WHAT TO WORK ON – Your job is to return the lines between the line holding "Recreate this image" and the line holding "MdPublic, MdAdd, MdArrowDropDown", inclusive, exactly and with no pictures.

SUPPLIED ENTRIES –
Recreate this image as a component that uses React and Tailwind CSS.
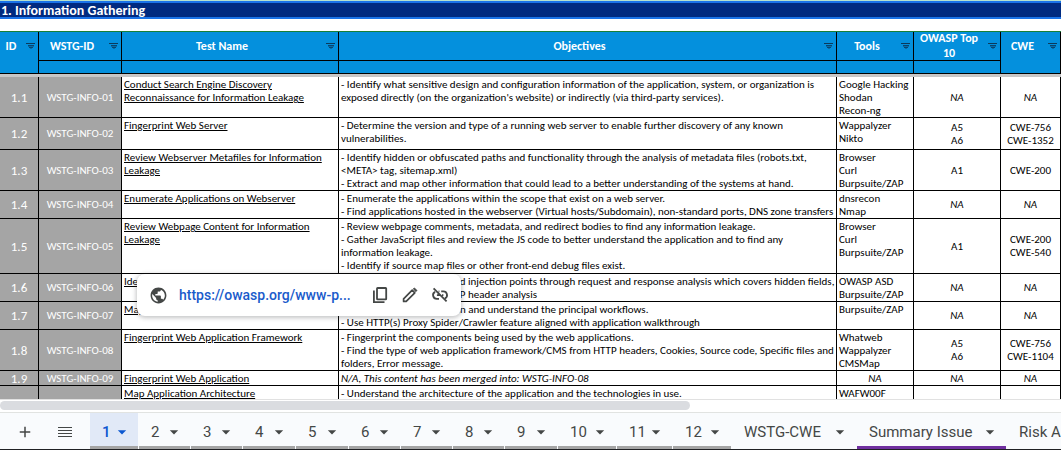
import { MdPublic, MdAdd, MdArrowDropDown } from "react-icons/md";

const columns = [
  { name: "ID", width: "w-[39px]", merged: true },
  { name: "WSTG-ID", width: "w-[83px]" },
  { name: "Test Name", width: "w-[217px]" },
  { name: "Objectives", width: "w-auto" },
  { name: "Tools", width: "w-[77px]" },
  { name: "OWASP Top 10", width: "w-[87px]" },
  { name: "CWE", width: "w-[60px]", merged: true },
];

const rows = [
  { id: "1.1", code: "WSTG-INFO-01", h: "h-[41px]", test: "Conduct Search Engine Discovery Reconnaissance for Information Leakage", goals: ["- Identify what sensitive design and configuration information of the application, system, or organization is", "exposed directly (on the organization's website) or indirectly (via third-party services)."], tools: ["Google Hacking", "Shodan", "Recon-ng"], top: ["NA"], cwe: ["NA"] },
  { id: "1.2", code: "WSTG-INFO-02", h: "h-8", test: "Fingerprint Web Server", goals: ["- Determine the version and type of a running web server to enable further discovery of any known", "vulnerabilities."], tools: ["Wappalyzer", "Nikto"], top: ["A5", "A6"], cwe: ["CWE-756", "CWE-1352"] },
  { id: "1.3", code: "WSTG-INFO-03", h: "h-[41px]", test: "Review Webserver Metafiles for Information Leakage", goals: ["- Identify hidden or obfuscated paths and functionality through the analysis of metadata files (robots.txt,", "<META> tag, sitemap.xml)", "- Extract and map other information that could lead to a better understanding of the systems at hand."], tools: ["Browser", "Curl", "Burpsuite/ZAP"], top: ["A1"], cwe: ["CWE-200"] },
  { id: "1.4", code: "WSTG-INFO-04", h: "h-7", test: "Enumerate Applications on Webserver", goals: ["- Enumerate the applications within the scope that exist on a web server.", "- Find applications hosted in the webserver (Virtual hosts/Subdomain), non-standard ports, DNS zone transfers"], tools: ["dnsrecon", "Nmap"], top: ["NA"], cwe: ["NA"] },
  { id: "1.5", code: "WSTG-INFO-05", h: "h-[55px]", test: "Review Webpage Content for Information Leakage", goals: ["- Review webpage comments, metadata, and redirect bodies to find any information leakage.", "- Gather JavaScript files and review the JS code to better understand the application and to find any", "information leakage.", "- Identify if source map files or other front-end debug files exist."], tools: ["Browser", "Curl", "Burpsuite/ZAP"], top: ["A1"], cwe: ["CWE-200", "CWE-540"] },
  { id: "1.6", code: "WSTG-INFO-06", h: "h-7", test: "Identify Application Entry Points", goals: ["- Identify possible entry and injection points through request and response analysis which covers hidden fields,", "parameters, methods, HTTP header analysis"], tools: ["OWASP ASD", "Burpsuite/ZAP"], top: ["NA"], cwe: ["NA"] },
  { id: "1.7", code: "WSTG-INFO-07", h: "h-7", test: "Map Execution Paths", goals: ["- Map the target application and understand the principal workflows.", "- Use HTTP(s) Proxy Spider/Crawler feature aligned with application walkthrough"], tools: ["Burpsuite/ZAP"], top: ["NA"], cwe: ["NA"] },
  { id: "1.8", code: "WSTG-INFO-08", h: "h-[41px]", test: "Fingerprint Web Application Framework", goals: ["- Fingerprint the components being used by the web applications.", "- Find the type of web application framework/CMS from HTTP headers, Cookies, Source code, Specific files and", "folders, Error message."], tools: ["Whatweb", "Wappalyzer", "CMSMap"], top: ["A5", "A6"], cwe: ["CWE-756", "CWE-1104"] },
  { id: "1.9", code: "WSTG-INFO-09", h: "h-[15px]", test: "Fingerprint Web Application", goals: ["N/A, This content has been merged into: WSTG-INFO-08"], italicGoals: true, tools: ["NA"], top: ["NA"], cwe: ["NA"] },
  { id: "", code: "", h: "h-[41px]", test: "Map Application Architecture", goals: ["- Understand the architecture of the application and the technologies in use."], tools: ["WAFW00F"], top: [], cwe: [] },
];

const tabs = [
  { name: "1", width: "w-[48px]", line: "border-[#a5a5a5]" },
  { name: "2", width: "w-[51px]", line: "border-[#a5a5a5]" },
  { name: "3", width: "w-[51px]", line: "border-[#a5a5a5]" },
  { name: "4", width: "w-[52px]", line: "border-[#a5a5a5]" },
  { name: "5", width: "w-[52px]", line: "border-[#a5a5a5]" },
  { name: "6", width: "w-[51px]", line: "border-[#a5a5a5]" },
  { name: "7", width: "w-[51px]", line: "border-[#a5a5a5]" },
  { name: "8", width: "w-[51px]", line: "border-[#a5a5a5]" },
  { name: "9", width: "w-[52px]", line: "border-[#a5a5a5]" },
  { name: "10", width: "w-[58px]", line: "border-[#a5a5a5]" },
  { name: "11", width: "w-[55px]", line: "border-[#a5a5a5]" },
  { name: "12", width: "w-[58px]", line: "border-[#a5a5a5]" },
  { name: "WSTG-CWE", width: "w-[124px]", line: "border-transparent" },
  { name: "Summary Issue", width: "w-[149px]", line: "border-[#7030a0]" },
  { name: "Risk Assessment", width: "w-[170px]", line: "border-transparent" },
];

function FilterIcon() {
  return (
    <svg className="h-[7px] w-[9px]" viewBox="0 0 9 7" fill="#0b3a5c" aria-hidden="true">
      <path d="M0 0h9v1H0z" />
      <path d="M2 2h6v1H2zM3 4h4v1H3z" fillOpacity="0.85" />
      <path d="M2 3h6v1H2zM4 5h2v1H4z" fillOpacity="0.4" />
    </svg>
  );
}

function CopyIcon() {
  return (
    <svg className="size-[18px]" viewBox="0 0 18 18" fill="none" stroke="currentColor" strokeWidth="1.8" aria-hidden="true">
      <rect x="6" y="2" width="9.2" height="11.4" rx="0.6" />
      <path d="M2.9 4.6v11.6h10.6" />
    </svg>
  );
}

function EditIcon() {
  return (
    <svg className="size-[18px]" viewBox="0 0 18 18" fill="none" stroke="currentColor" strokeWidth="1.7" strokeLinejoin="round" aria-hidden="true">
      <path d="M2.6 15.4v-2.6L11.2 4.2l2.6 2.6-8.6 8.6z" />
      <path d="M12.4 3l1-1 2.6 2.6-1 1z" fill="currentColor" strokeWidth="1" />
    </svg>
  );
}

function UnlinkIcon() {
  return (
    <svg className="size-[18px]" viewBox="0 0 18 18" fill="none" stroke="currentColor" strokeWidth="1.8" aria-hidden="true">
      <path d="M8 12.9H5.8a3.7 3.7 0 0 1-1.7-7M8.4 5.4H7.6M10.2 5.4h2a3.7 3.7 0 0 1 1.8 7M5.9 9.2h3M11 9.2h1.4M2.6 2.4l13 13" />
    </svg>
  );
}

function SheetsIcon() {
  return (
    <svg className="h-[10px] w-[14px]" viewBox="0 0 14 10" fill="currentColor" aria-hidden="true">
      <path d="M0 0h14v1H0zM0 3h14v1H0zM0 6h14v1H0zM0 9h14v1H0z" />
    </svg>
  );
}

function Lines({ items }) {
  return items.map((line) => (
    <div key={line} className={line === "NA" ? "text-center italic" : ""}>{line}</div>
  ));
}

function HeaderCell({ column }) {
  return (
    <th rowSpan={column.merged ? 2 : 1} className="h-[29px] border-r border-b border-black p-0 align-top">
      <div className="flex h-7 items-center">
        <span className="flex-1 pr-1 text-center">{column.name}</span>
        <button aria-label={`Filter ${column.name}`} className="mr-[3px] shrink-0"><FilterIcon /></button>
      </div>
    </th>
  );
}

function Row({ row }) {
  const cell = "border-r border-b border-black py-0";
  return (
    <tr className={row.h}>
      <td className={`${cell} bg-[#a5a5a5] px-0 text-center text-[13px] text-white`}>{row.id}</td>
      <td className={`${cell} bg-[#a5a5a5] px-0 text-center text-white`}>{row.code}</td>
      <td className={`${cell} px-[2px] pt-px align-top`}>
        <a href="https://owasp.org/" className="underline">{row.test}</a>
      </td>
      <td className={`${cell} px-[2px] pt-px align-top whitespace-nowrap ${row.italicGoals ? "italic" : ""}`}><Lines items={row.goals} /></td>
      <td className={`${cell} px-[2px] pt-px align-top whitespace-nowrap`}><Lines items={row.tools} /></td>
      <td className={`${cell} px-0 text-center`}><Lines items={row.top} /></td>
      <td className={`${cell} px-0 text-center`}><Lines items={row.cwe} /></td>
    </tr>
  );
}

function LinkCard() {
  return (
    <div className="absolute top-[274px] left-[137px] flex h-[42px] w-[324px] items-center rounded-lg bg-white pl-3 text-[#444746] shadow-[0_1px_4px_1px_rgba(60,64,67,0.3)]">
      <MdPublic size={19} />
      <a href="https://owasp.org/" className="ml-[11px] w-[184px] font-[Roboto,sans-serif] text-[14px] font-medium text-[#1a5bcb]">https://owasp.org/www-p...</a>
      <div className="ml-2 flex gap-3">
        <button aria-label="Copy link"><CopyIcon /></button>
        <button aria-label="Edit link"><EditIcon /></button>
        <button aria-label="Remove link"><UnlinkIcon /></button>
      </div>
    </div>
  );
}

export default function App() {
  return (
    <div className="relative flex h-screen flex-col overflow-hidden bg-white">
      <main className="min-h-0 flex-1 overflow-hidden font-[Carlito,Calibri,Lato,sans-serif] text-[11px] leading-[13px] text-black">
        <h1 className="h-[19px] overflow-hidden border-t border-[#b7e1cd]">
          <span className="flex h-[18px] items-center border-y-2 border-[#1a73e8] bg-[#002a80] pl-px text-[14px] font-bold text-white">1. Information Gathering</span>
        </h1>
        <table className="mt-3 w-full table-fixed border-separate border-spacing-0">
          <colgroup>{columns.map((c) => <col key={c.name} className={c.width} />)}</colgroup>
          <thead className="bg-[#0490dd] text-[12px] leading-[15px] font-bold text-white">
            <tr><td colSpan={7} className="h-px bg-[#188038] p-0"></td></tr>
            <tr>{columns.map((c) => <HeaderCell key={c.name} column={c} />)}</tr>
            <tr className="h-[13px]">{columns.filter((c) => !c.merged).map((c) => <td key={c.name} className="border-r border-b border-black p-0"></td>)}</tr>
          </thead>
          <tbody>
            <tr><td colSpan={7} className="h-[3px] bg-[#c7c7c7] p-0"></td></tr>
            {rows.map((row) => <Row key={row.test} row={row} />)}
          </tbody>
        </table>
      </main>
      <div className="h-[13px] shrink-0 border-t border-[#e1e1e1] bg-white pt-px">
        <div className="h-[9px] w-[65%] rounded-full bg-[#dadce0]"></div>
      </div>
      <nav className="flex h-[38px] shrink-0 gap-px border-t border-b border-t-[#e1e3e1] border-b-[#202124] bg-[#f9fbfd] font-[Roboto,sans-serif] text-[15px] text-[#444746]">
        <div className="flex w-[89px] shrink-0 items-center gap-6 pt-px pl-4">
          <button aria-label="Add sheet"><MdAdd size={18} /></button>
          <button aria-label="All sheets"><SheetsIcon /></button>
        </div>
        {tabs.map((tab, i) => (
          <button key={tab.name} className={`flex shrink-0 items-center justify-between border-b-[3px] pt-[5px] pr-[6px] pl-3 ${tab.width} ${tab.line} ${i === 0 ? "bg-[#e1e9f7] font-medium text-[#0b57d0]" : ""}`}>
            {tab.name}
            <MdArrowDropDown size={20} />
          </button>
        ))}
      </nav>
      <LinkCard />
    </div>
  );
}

--

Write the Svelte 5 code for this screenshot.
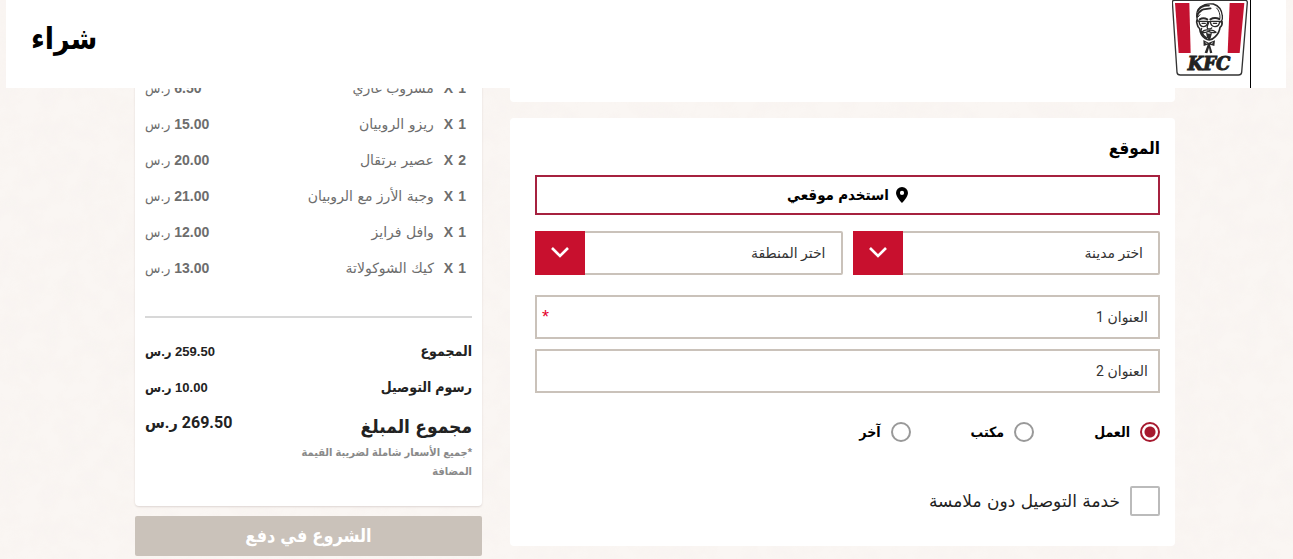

SOLUTION TO THIS EXERCISE –
Recreate this image as a component that uses React and Tailwind CSS.
import { MdPublic, MdAdd, MdArrowDropDown } from "react-icons/md";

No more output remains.